Even if his claim were timely filed, his arguments regarding his sentence imposed pre- Booker and Blakely lack merit. The Fifth Circuit has expressly addressed consideration of Booker and Blakely on collateral review:
[I]t is clear that Booker has not been made retroactive to cases on collateral review by the Supreme Court. The Supreme Court did not so hold in Booker, nor has the Court done so in any case since Booker. The same is true with respect to Apprendi and Blakely. In fact, in Booker, the Court expressly held that both the Sixth Amendment holding and its remedial interpretation apply "to all cases on direct review." 125 S.Ct. at 769 (emphasis added). The Court could have, but did not, make any reference to cases on collateral review.

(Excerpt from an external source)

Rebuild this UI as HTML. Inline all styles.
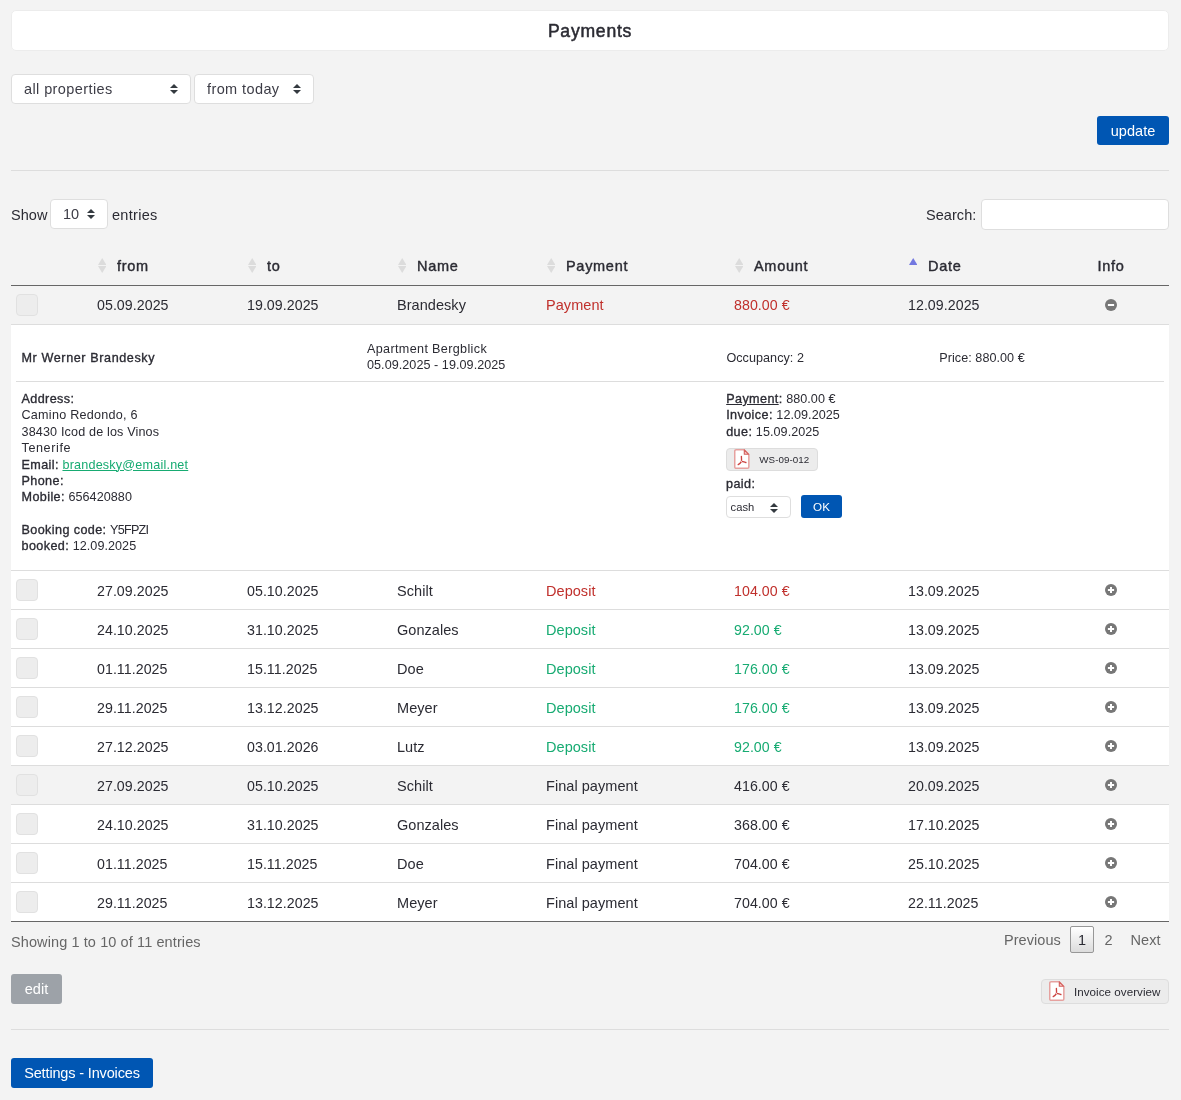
<!DOCTYPE html>
<html lang="en">
<head>
<meta charset="utf-8">
<title>Payments</title>
<style>
:root{
  --ff:"Liberation Sans", sans-serif;
  --fs:14.5px; --fs13:12.6px; --fsn:14.2px; --fs11:11.6px; --fs10:9.8px; --fs18:17.6px;
  --ls:.05px;
}
*{box-sizing:border-box;}
html,body{margin:0;padding:0;}
body{
  width:1181px;height:1100px;overflow:hidden;position:relative;will-change:transform;
  background:#f3f3f3;color:#2b2b33;
  font-family:var(--ff);font-size:var(--fs);letter-spacing:var(--ls);line-height:21px;
}
.abs{position:absolute;white-space:nowrap;}
b,.sb{font-weight:normal;-webkit-text-stroke:.33px currentColor;letter-spacing:.4px;}
#title{left:11px;top:10px;width:1158px;height:41px;background:#fff;border:1px solid #ececec;border-radius:5px;
  text-align:center;font-weight:normal;-webkit-text-stroke:.5px currentColor;letter-spacing:.75px;font-size:var(--fs18);line-height:40.600px;color:#2b2b33;}
.csel{background:#fff;border:1px solid #dedede;border-radius:4px;height:30px;line-height:28px;
  padding-left:12px;color:#3c3c46;}
.sarw{position:absolute;right:12px;top:9px;width:8px;height:10px;}
.btn{border-radius:3px;color:#fff;text-align:center;}
.btn-blue{background:#0056b3;}
.btn-grey{background:#9da2a8;}
.hr{left:11px;width:1158px;height:1px;background:#dddddd;}
.inp{background:#fff;border:1px solid #dedede;border-radius:4px;}
#tbl{left:11px;top:246px;width:1158px;border-collapse:collapse;table-layout:fixed;white-space:nowrap;}
#tbl th,#tbl td{padding:0;text-align:left;vertical-align:middle;font-weight:normal;}
#tbl thead th{height:39px;font-weight:normal;-webkit-text-stroke:.4px currentColor;letter-spacing:.7px;border-bottom:1px solid #666;position:relative;color:#2b2b33;padding-left:20px;padding-top:2px;}
#tbl thead th.c{padding-left:0;}
#tbl tbody tr.r{background:#fff;}
#tbl tbody tr.r td{border-bottom:1px solid #ddd;height:39px;padding-top:2px;}
#tbl td.n{font-size:var(--fsn);}
#tbl tbody tr.r2 td{padding-top:4px;}
#tbl tr.r2 .cb{top:-2px;}
#tbl tr.r2 .ic{top:-2px;}
#tbl tbody tr.g{background:transparent;}
#tbl tbody tr.last td{border-bottom:1px solid #666;}
#tbl .c{text-align:center;}
.cb{position:relative;top:-1px;display:block;width:22px;height:22px;margin-left:5px;background:#ededed;border:1px solid #e1e1e1;border-radius:4px;}
.red{color:#c0302c;}
.grn{color:#17ab72;}
.ic{display:inline-block;vertical-align:middle;width:12px;height:12px;position:relative;top:-1px;}
.so{position:absolute;left:0.600px;top:12px;width:8.4px;height:15px;}
#det{background:#fff;}
#det td{border-bottom:1px solid #ddd;height:246px;}
#dw{position:relative;height:245px;font-size:var(--fs13);line-height:16.38px;}
#dw .abs{line-height:16.38px;}
.pdf{position:absolute;width:15.600px;height:20px;}
.pbtn{background:#ececec;border:1px solid #dddddd;border-radius:4px;}
a{color:#17ab72;text-decoration:underline;}
.pg{color:#666;}
</style>
</head>
<body>

<div id="title" class="abs">Payments</div>

<div class="abs csel" style="left:11px;top:74px;width:180px;letter-spacing:.4px;">all properties<svg class="sarw" viewBox="0 0 4 5"><path fill="#343a40" d="M2 0L0 2h4zm0 5L0 3h4z"/></svg></div>
<div class="abs csel" style="left:194px;top:74px;width:120px;letter-spacing:.4px;">from today<svg class="sarw" viewBox="0 0 4 5"><path fill="#343a40" d="M2 0L0 2h4zm0 5L0 3h4z"/></svg></div>

<div class="abs btn btn-blue" style="left:1097px;top:116px;width:72px;height:29px;line-height:30px;">update</div>
<div class="abs hr" style="top:170px;"></div>

<div class="abs" style="left:11px;top:205.400px;">Show</div>
<div class="abs csel" style="left:50px;top:199px;width:58px;">10<svg class="sarw" viewBox="0 0 4 5"><path fill="#343a40" d="M2 0L0 2h4zm0 5L0 3h4z"/></svg></div>
<div class="abs" style="left:112px;top:205.400px;letter-spacing:.3px;">entries</div>
<div class="abs" style="left:926px;top:205.400px;">Search:</div>
<div class="abs inp" style="left:981px;top:199px;width:188px;height:31px;"></div>

<table id="tbl" class="abs">
<colgroup><col style="width:86px"><col style="width:150px"><col style="width:150px"><col style="width:149px"><col style="width:188px"><col style="width:174px"><col style="width:145px"><col style="width:116px"></colgroup>
<thead><tr>
<th></th>
<th><svg class="so" viewBox="0 0 8.4 15"><path d="M4.2 0L8.4 7H0z" fill="#dcdcdc"/><path d="M4.2 15L8.400 8H0z" fill="#dcdcdc"/></svg>from</th>
<th><svg class="so" viewBox="0 0 8.4 15"><path d="M4.2 0L8.4 7H0z" fill="#dcdcdc"/><path d="M4.2 15L8.400 8H0z" fill="#dcdcdc"/></svg>to</th>
<th><svg class="so" viewBox="0 0 8.4 15"><path d="M4.2 0L8.4 7H0z" fill="#dcdcdc"/><path d="M4.2 15L8.400 8H0z" fill="#dcdcdc"/></svg>Name</th>
<th><svg class="so" viewBox="0 0 8.4 15"><path d="M4.2 0L8.4 7H0z" fill="#dcdcdc"/><path d="M4.2 15L8.400 8H0z" fill="#dcdcdc"/></svg>Payment</th>
<th><svg class="so" viewBox="0 0 8.4 15"><path d="M4.2 0L8.4 7H0z" fill="#dcdcdc"/><path d="M4.2 15L8.400 8H0z" fill="#dcdcdc"/></svg>Amount</th>
<th><svg class="so" viewBox="0 0 8.4 15"><path d="M4.2 0L8.4 7H0z" fill="#7378e0"/></svg>Date</th>
<th class="c">Info</th>
</tr></thead>
<tbody>
<tr class="r g"><td><span class="cb"></span></td><td class="n">05.09.2025</td><td class="n">19.09.2025</td><td>Brandesky</td><td class="red">Payment</td><td class="n red">880.00 €</td><td class="n">12.09.2025</td><td class="c"><svg class="ic" viewBox="0 0 12 12"><circle cx="6" cy="6" r="6" fill="#777"/><path d="M2.900 6h6.200" stroke="#fff" stroke-width="2" fill="none"/></svg></td></tr>
<tr id="det"><td colspan="8"><div id="dw">
  <div class="abs" style="left:10.500px;top:25.700px;"><b style="letter-spacing:.6px">Mr Werner Brandesky</b></div>
  <div class="abs" style="left:356px;top:16.400px;"><span style="letter-spacing:.35px">Apartment Bergblick</span><br>05.09.2025 - 19.09.2025</div>
  <div class="abs" style="left:715.400px;top:25.700px;">Occupancy: 2</div>
  <div class="abs" style="left:928.300px;top:25.700px;">Price: 880.00 €</div>
  <div class="abs" style="left:5px;top:56px;width:1148px;height:1px;background:#ddd;"></div>
  <div class="abs" style="left:10.500px;top:66.500px;"><b>Address:</b><br><span style="letter-spacing:.25px">Camino Redondo, 6</span><br><span style="letter-spacing:.15px">38430 Icod de los Vinos</span><br><span style="letter-spacing:.6px">Tenerife</span><br><b>Email:</b> <a style="letter-spacing:.2px">brandesky@email.net</a><br><b>Phone:</b><br><b>Mobile:</b> 656420880<br><br><b>Booking code:</b> <span style="letter-spacing:-.75px">Y5FPZI</span><br><b>booked:</b> 12.09.2025</div>
  <div class="abs" style="left:715.200px;top:66.500px;"><b><u>Payment</u>:</b> 880.00 €<br><b>Invoice:</b> 12.09.2025<br><b>due:</b> 15.09.2025</div>
  <div class="abs pbtn" style="left:715px;top:123px;width:92px;height:23px;"><svg class="pdf" style="left:7px;top:0px" viewBox="0 0 15.6 20"><path d="M2.100 .75H10.100L14.850 5.500V17.900a1.350 1.350 0 0 1-1.350 1.350H2.100A1.350 1.350 0 0 1 .75 17.900V2.100A1.350 1.350 0 0 1 2.100 .75z" fill="#fff" stroke="#e6a19f" stroke-width="1.5"/><path d="M10.300 .9V5.300H14.700z" fill="#f8c9c8" stroke="#d4615e" stroke-width="1.100" stroke-linejoin="round"/><path d="M7.400 7.300C7.400 9.500 7.700 11 7.500 12.300M7.500 12.300C6.700 13.700 5.600 14.800 4.200 15.600M7.500 12.300C9 12.600 10.500 13.100 11.900 13.500" fill="none" stroke="#cc4340" stroke-width="1.350" stroke-linecap="round"/><circle cx="7.500" cy="12.300" r=".55" fill="#fff"/></svg><span class="abs" style="left:32.300px;top:3px;font-size:var(--fs10);line-height:16px;">WS-09-012</span></div>
  <div class="abs" style="left:715px;top:151.500px;"><b>paid:</b></div>
  <div class="abs inp" style="left:715px;top:171.500px;width:65px;height:22px;font-size:11.200px;line-height:20.600px;padding-left:3.500px;color:#2b2b33;">cash<svg class="sarw" style="right:12px;top:5.500px;" viewBox="0 0 4 5"><path fill="#343a40" d="M2 0L0 2h4zm0 5L0 3h4z"/></svg></div>
  <div class="abs btn btn-blue" style="left:790px;top:170px;width:41px;height:23px;line-height:23px;font-size:var(--fs11);">OK</div>
</div></td></tr>
<tr class="r r2"><td><span class="cb"></span></td><td class="n">27.09.2025</td><td class="n">05.10.2025</td><td>Schilt</td><td class="red">Deposit</td><td class="n red">104.00 €</td><td class="n">13.09.2025</td><td class="c"><svg class="ic" viewBox="0 0 12 12"><circle cx="6" cy="6" r="6" fill="#777"/><path d="M6 2.900v6.200M2.900 6h6.200" stroke="#fff" stroke-width="2" fill="none"/></svg></td></tr>
<tr class="r r2"><td><span class="cb"></span></td><td class="n">24.10.2025</td><td class="n">31.10.2025</td><td>Gonzales</td><td class="grn">Deposit</td><td class="n grn">92.00 €</td><td class="n">13.09.2025</td><td class="c"><svg class="ic" viewBox="0 0 12 12"><circle cx="6" cy="6" r="6" fill="#777"/><path d="M6 2.900v6.200M2.900 6h6.200" stroke="#fff" stroke-width="2" fill="none"/></svg></td></tr>
<tr class="r r2"><td><span class="cb"></span></td><td class="n">01.11.2025</td><td class="n">15.11.2025</td><td>Doe</td><td class="grn">Deposit</td><td class="n grn">176.00 €</td><td class="n">13.09.2025</td><td class="c"><svg class="ic" viewBox="0 0 12 12"><circle cx="6" cy="6" r="6" fill="#777"/><path d="M6 2.900v6.200M2.900 6h6.200" stroke="#fff" stroke-width="2" fill="none"/></svg></td></tr>
<tr class="r r2"><td><span class="cb"></span></td><td class="n">29.11.2025</td><td class="n">13.12.2025</td><td>Meyer</td><td class="grn">Deposit</td><td class="n grn">176.00 €</td><td class="n">13.09.2025</td><td class="c"><svg class="ic" viewBox="0 0 12 12"><circle cx="6" cy="6" r="6" fill="#777"/><path d="M6 2.900v6.200M2.900 6h6.200" stroke="#fff" stroke-width="2" fill="none"/></svg></td></tr>
<tr class="r r2"><td><span class="cb"></span></td><td class="n">27.12.2025</td><td class="n">03.01.2026</td><td>Lutz</td><td class="grn">Deposit</td><td class="n grn">92.00 €</td><td class="n">13.09.2025</td><td class="c"><svg class="ic" viewBox="0 0 12 12"><circle cx="6" cy="6" r="6" fill="#777"/><path d="M6 2.900v6.200M2.900 6h6.200" stroke="#fff" stroke-width="2" fill="none"/></svg></td></tr>
<tr class="r r2 g"><td><span class="cb"></span></td><td class="n">27.09.2025</td><td class="n">05.10.2025</td><td>Schilt</td><td>Final payment</td><td class="n ">416.00 €</td><td class="n">20.09.2025</td><td class="c"><svg class="ic" viewBox="0 0 12 12"><circle cx="6" cy="6" r="6" fill="#777"/><path d="M6 2.900v6.200M2.900 6h6.200" stroke="#fff" stroke-width="2" fill="none"/></svg></td></tr>
<tr class="r r2"><td><span class="cb"></span></td><td class="n">24.10.2025</td><td class="n">31.10.2025</td><td>Gonzales</td><td>Final payment</td><td class="n ">368.00 €</td><td class="n">17.10.2025</td><td class="c"><svg class="ic" viewBox="0 0 12 12"><circle cx="6" cy="6" r="6" fill="#777"/><path d="M6 2.900v6.200M2.900 6h6.200" stroke="#fff" stroke-width="2" fill="none"/></svg></td></tr>
<tr class="r r2"><td><span class="cb"></span></td><td class="n">01.11.2025</td><td class="n">15.11.2025</td><td>Doe</td><td>Final payment</td><td class="n ">704.00 €</td><td class="n">25.10.2025</td><td class="c"><svg class="ic" viewBox="0 0 12 12"><circle cx="6" cy="6" r="6" fill="#777"/><path d="M6 2.900v6.200M2.900 6h6.200" stroke="#fff" stroke-width="2" fill="none"/></svg></td></tr>
<tr class="r r2 last"><td><span class="cb"></span></td><td class="n">29.11.2025</td><td class="n">13.12.2025</td><td>Meyer</td><td>Final payment</td><td class="n ">704.00 €</td><td class="n">22.11.2025</td><td class="c"><svg class="ic" viewBox="0 0 12 12"><circle cx="6" cy="6" r="6" fill="#777"/><path d="M6 2.900v6.200M2.900 6h6.200" stroke="#fff" stroke-width="2" fill="none"/></svg></td></tr>
</tbody>
</table>

<div class="abs pg" style="left:11px;top:932.200px;letter-spacing:.1px;">Showing 1 to 10 of 11 entries</div>
<div class="abs pg" style="left:1004px;top:930.200px;">Previous</div>
<div class="abs" style="left:1070px;top:926px;width:24px;height:27px;border:1px solid #979797;border-radius:2px;background:linear-gradient(#fff,#dcdcdc);text-align:center;line-height:27.400px;color:#2b2b33;">1</div>
<div class="abs pg" style="left:1104.500px;top:930.200px;">2</div>
<div class="abs pg" style="left:1130.500px;top:930.200px;">Next</div>

<div class="abs btn btn-grey" style="left:11px;top:974px;width:51px;height:30px;line-height:31.400px;">edit</div>
<div class="abs pbtn" style="left:1041px;top:979px;width:128px;height:25px;"><svg class="pdf" style="left:7px;top:1px" viewBox="0 0 15.6 20"><path d="M2.100 .75H10.100L14.850 5.500V17.900a1.350 1.350 0 0 1-1.350 1.350H2.100A1.350 1.350 0 0 1 .75 17.900V2.100A1.350 1.350 0 0 1 2.100 .75z" fill="#fff" stroke="#e6a19f" stroke-width="1.5"/><path d="M10.300 .9V5.300H14.700z" fill="#f8c9c8" stroke="#d4615e" stroke-width="1.100" stroke-linejoin="round"/><path d="M7.400 7.300C7.400 9.500 7.700 11 7.500 12.300M7.500 12.300C6.700 13.700 5.600 14.800 4.200 15.600M7.500 12.300C9 12.600 10.500 13.100 11.900 13.500" fill="none" stroke="#cc4340" stroke-width="1.350" stroke-linecap="round"/><circle cx="7.500" cy="12.300" r=".55" fill="#fff"/></svg><span class="abs" style="left:32px;top:4px;font-size:var(--fs11);line-height:16px;">Invoice overview</span></div>
<div class="abs hr" style="top:1029px;"></div>
<div class="abs btn btn-blue" style="left:11px;top:1058px;width:142px;height:30px;line-height:31.400px;letter-spacing:-.15px;">Settings - Invoices</div>

</body>
</html>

In addition, the Supreme Court has not rendered any decision or combination of decisions that, while not expressly making the rule of Apprendi, Blakely and Booker retroactive, "necessarily dictate[s] retroactivity" of that rule. Tyler, 533 U.S. at 666. To the contrary, the Supreme Court has strongly suggested that Apprendi and, by logical extension, Blakely and Booker do not apply retroactively on collateral review. See Schriro v. Summerlin, 542 U.S. 348, (2004) (holding that Ring v. Arizona, 536 U.S. 584, (2002), which extended application of Apprendi to facts increasing a defendant's sentence from life imprisonment to death, does not apply retroactively to cases on collateral review).In re Elwood, 408 F.3d 211, 213 (5th Cir. 2005); see United States v. Gentry, 432 F.3d 600, 602-605 (5th Cir. 2005) (holding that Booker does not apply retroactively to initial § 2255 motions); United States v. Edwards, 442 F.3d 258, 268 (5th Cir. 2006). Simply put, Booker and Blakely are not retroactively applicable on collateral review, and Arnold's arguments to the contrary are without merit. Consequently, the Court finds that Arnold's motion to vacate pursuant to 28 U.S.C. § 2255 should be denied. It is therefore,
ORDERED AND ADJUDGED that Arnold's motion to vacate [29-1] be, and is hereby, denied. It is further,
ORDERED AND ADJUDGED that the above styled action be, and is hereby, dismissed with prejudice.